Vigo Commissioners to unveil plans to spend American Rescue Plan Funds

Chris Newton

Vigo County courts have the third highest caseload in the state, Newton said, and the juvenile caseload is between two and a half and three times the recommended caseload under the state's weighed caseload system.

"I think with the new jail, we are hoping to create a circuit court to handle juvenile cases. Then have the juvenile magistrate handle part of the juvenile cases and perhaps first appearances at the jail," Newton said.

The funding request includes a $5,000 supplement for a judge salary (the state pays a judge's salary); $83,356 for salaries of two court reporters and $15,000 for office equipment. That could be altered to having one court reporter and one bailiff, Newton said.

In a July 18 letter to the Council, Sarah Mullican, judge of Vigo Circuit/Superior Court Division 3, said to address growing cases, the courts have established six problem solving courts, three of which are certified by the Indiana Supreme Court. The problem solving courts include Veterans Court, Adult Drug Court, Adult Mental Health Court, Family Recovery Court, Juvenile Drug Court and Commercial Court.

"Recently the Vigo County Courts created the Office of Court Services placing adult and juvenile probation, as well as pretrial services, under one umbrella to share resources and services," Mullican wrote. "In cooperation with the Vigo County Courts, Vigo County Community Correction expanded its work release program to treat participants who suffer from both substance abuse and mental health issues. The new treatment program at Community Correction is commonly referred to as 'dual diagnosis,' and is the first of its kind in the state of Indiana."
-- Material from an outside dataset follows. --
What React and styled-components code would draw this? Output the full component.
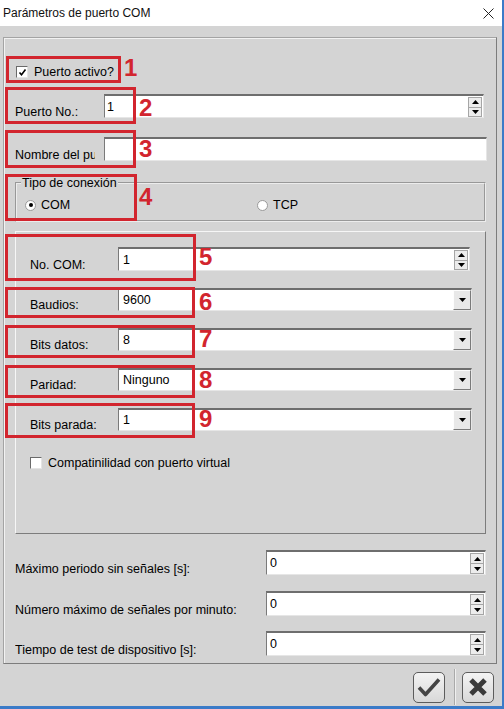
import React from 'react';
import styled, { createGlobalStyle } from 'styled-components';

const GlobalStyle = createGlobalStyle`
  html, body {
    margin: 0;
    padding: 0;
    background: #d4d4d4;
  }
  body {
    font-family: "Liberation Sans", Arial, sans-serif;
    font-size: 12.5px;
    color: #000;
  }
  * {
    box-sizing: border-box;
  }
`;

const marks = [
  { n: 1, x: 6, y: 56, w: 115, h: 27, nx: 124, ny: 56 },
  { n: 2, x: 5, y: 87, w: 131, h: 37, nx: 139, ny: 96 },
  { n: 3, x: 5, y: 130, w: 131, h: 38, nx: 139, ny: 137 },
  { n: 4, x: 5, y: 174, w: 132, h: 47, nx: 139, ny: 185 },
  { n: 5, x: 5, y: 234, w: 191, h: 47, nx: 199, ny: 245 },
  { n: 6, x: 5, y: 287, w: 190, h: 31, nx: 199, ny: 290 },
  { n: 7, x: 5, y: 325, w: 190, h: 33, nx: 199, ny: 327 },
  { n: 8, x: 5, y: 365, w: 190, h: 33, nx: 199, ny: 368 },
  { n: 9, x: 5, y: 403, w: 190, h: 35, nx: 199, ny: 407 },
];

const serialRows = [
  { label: 'Baudios:', value: '9600' },
  { label: 'Bits datos:', value: '8' },
  { label: 'Paridad:', value: 'Ninguno' },
  { label: 'Bits parada:', value: '1' },
];

const limitRows = [
  { label: 'Máximo periodo sin señales [s]:', mt: 16 },
  { label: 'Número máximo de señales por minuto:', mt: 16 },
  { label: 'Tiempo de test de dispositivo [s]:', mt: 15 },
];

const Arrow = ({ up }) => (
  <svg width="7" height="4" viewBox="0 0 7 4">
    <path d={up ? 'M0 4 L3.5 0 L7 4 Z' : 'M0 0 L7 0 L3.5 4 Z'} fill="#000" />
  </svg>
);

const SpinBox = ({ width, value, pad }) => (
  <Field $w={width} $pad={pad}>
    <Value>{value}</Value>
    <Spinner>
      <SpinButton><Arrow up /></SpinButton>
      <SpinButton><Arrow /></SpinButton>
    </Spinner>
  </Field>
);

const Combo = ({ value }) => (
  <Field $w={354} $pad={4}>
    <Value>{value}</Value>
    <DropButton><Arrow /></DropButton>
  </Field>
);

const CheckBox = ({ checked }) => (
  <Box>
    {checked && (
      <svg width="9" height="9" viewBox="0 0 9 9">
        <path d="M1.5 4.5 L3.5 6.8 L7.5 1.5" stroke="#000" strokeWidth="1.6" fill="none" />
      </svg>
    )}
  </Box>
);

const App = () => {
  return (
    <Window>
      <GlobalStyle />
      <TitleBar>
        <Title>Parámetros de puerto COM</Title>
        <svg width="11" height="11" viewBox="0 0 11 11">
          <path d="M0.5 0.5 L10.5 10.5 M10.5 0.5 L0.5 10.5" stroke="#222" strokeWidth="1" />
        </svg>
      </TitleBar>

      <Body>
        <OuterPanel>
          <Row $h={20} $mt={24} $pl={12} $align="center">
            <CheckBox checked />
            <CheckText>Puerto activo?</CheckText>
          </Row>

          <Row $h={24} $mt={12} $pl={11}>
            <Label $w={89}>Puerto No.:</Label>
            <SpinBox width={380} value="1" pad={2} />
          </Row>

          <Row $h={24} $mt={19} $pl={11}>
            <Label $w={80}>Nombre del puerto:</Label>
            <Gap $w={9} />
            <Field $w={383} $pad={2}>
              <Value />
            </Field>
          </Row>

          <Group>
            <Legend>Tipo de conexión</Legend>
            <RadioRow>
              <RadioItem>
                <Radio $on />
                COM
              </RadioItem>
              <RadioItem>
                <Radio />
                TCP
              </RadioItem>
            </RadioRow>
          </Group>

          <InnerPanel>
            <Row $h={24} $mt={15} $pl={14}>
              <Label $w={88}>No. COM:</Label>
              <SpinBox width={352} value="1" pad={4} />
            </Row>

            {serialRows.map((r) => (
              <Row key={r.label} $h={23} $mt={17} $pl={14}>
                <Label $w={88}>{r.label}</Label>
                <Combo value={r.value} />
              </Row>
            ))}

            <Row $h={20} $mt={22} $pl={14} $align="center">
              <CheckBox />
              <CheckText>Compatinilidad con puerto virtual</CheckText>
            </Row>
          </InnerPanel>

          {limitRows.map((r) => (
            <Row key={r.label} $h={25} $mt={r.mt} $pl={11}>
              <Label $w={251}>{r.label}</Label>
              <SpinBox width={220} value="0" pad={3} />
            </Row>
          ))}
        </OuterPanel>

        <ButtonBar>
          <DlgButton>
            <svg width="26" height="22" viewBox="0 0 26 22">
              <path d="M3 11.5 L9.5 18.5 L23 3.5" stroke="#444" strokeWidth="3.6" fill="none" strokeLinejoin="round" />
            </svg>
          </DlgButton>
          <Separator />
          <DlgButton>
            <svg width="22" height="22" viewBox="0 0 22 22">
              <path d="M4 4 L18 18 M18 4 L4 18" stroke="#3a3a3a" strokeWidth="5" />
            </svg>
          </DlgButton>
        </ButtonBar>
      </Body>

      {marks.map((m) => (
        <React.Fragment key={m.n}>
          <Mark style={{ left: m.x, top: m.y, width: m.w, height: m.h }} />
          <MarkNum style={{ left: m.nx, top: m.ny }}>{m.n}</MarkNum>
        </React.Fragment>
      ))}
    </Window>
  );
};

export default App;

const Window = styled.div`
  position: relative;
  width: 504px;
  height: 709px;
  display: flex;
  flex-direction: column;
  background: #d4d4d4;
  border-right: 2px solid #3b7bc8;
  border-bottom: 3px solid #3b7bc8;
  overflow: hidden;
`;

const TitleBar = styled.div`
  height: 26px;
  flex: none;
  display: flex;
  align-items: center;
  justify-content: space-between;
  padding: 0 8px 0 3px;
  background: #fff;
`;

const Title = styled.span`
  font-size: 12px;
  color: #111;
`;

const Body = styled.div`
  flex: 1;
  display: flex;
  flex-direction: column;
  padding: 11px 0 0 3px;
`;

const OuterPanel = styled.div`
  width: 494px;
  height: 627px;
  flex: none;
  display: flex;
  flex-direction: column;
  border: 1px solid;
  border-color: #a4a4a4 #7c7c7c #7c7c7c #a4a4a4;
  box-shadow: inset 1px 1px 0 #f2f2f2;
`;

const Row = styled.div`
  display: flex;
  align-items: ${(p) => p.$align || 'flex-end'};
  height: ${(p) => p.$h}px;
  margin-top: ${(p) => p.$mt}px;
  padding-left: ${(p) => p.$pl}px;
  flex: none;
`;

const Label = styled.span`
  width: ${(p) => p.$w}px;
  flex: none;
  line-height: 14px;
  margin-bottom: -1px;
  white-space: nowrap;
  overflow: hidden;
`;

const Gap = styled.span`
  width: ${(p) => p.$w}px;
  flex: none;
`;

const Field = styled.div`
  display: flex;
  align-items: center;
  width: ${(p) => p.$w}px;
  height: 100%;
  flex: none;
  background: #fff;
  border-style: solid;
  border-width: 2px 1px 1px 1px;
  border-color: #6e6e6e #e6e6e6 #e6e6e6 #7a7a7a;
  padding-left: ${(p) => p.$pad ?? 3}px;
`;

const Value = styled.span`
  flex: 1;
  line-height: 14px;
`;

const Spinner = styled.div`
  align-self: stretch;
  width: 14px;
  margin: 1px 1px 0 0;
  display: flex;
  flex-direction: column;
  border: 1px solid #a6a6a6;
  background: #ececec;
`;

const SpinButton = styled.div`
  flex: 1;
  display: flex;
  align-items: center;
  justify-content: center;
  & + & {
    border-top: 1px solid #a6a6a6;
  }
`;

const DropButton = styled.div`
  align-self: stretch;
  width: 18px;
  display: flex;
  align-items: center;
  justify-content: center;
  background: #e8e8e8;
  border: 1px solid;
  border-color: #fdfdfd #7a7a7a #7a7a7a #fdfdfd;
`;

const Box = styled.span`
  width: 12px;
  height: 12px;
  flex: none;
  display: flex;
  align-items: center;
  justify-content: center;
  background: #fff;
  border: 1px solid;
  border-color: #6a6a6a #e4e4e4 #e4e4e4 #6a6a6a;
`;

const CheckText = styled.span`
  margin-left: 6px;
  line-height: 14px;
`;

const Group = styled.fieldset`
  margin: 15px 0 0 11px;
  width: 471px;
  padding: 6px 8px 6px 8px;
  border: 2px groove #ececec;
  flex: none;
`;

const Legend = styled.legend`
  padding: 0 1px;
  margin-left: -4px;
  line-height: 14px;
`;

const RadioRow = styled.div`
  display: grid;
  grid-template-columns: 232px 1fr;
  height: 18px;
  align-items: center;
`;

const RadioItem = styled.label`
  display: flex;
  align-items: center;
  gap: 5px;
  line-height: 14px;
`;

const Radio = styled.span`
  width: 11px;
  height: 11px;
  border-radius: 50%;
  background: #fff;
  border: 1px solid #9a9a9a;
  display: flex;
  align-items: center;
  justify-content: center;
  &::after {
    content: '';
    width: 4px;
    height: 4px;
    border-radius: 50%;
    background: ${(p) => (p.$on ? '#000' : 'transparent')};
  }
`;

const InnerPanel = styled.div`
  margin: 9px 0 0 11px;
  width: 471px;
  height: 303px;
  flex: none;
  display: flex;
  flex-direction: column;
  border: 1px solid;
  border-color: #f6f6f6 #7c7c7c #7c7c7c #f6f6f6;
`;

const ButtonBar = styled.div`
  display: flex;
  align-items: center;
  justify-content: flex-end;
  padding: 5px 8px 0 0;
`;

const DlgButton = styled.button`
  width: 32px;
  height: 31px;
  padding: 0;
  display: flex;
  align-items: center;
  justify-content: center;
  border: 1px solid #5c5c5c;
  border-radius: 5px;
  background: linear-gradient(#f3f3f3, #d8d8d8);
`;

const Separator = styled.span`
  width: 1px;
  height: 36px;
  margin: 0 7px 0 9px;
  background: #a9a9a9;
  box-shadow: 1px 0 0 #efefef;
`;

const Mark = styled.div`
  position: absolute;
  border: 3px solid #d2252e;
  pointer-events: none;
`;

const MarkNum = styled.span`
  position: absolute;
  font: bold 24px/24px "Liberation Sans", Arial, sans-serif;
  color: #d2252e;
`;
Mullican said the courts have used a senior judge to help on juvenile cases, however, that judge will not be available after the end of this year, which in part led to the effort to establish a new court.

Newton said changes to the Vigo County court system would require action from the Indiana General Assembly, with Wabash Valley representatives likely to introduce legislation in the 2023 session, then seek funding and approval from the state legislature in 2024.

The County Council is scheduled to meet at 5 p.m. Tuesday at the Vigo County Government Center at 127 Oak St. The meeting is the council's "Sunshine Session" in which public comment is received. The council is then slated to vote on items at its Aug. 8 meeting.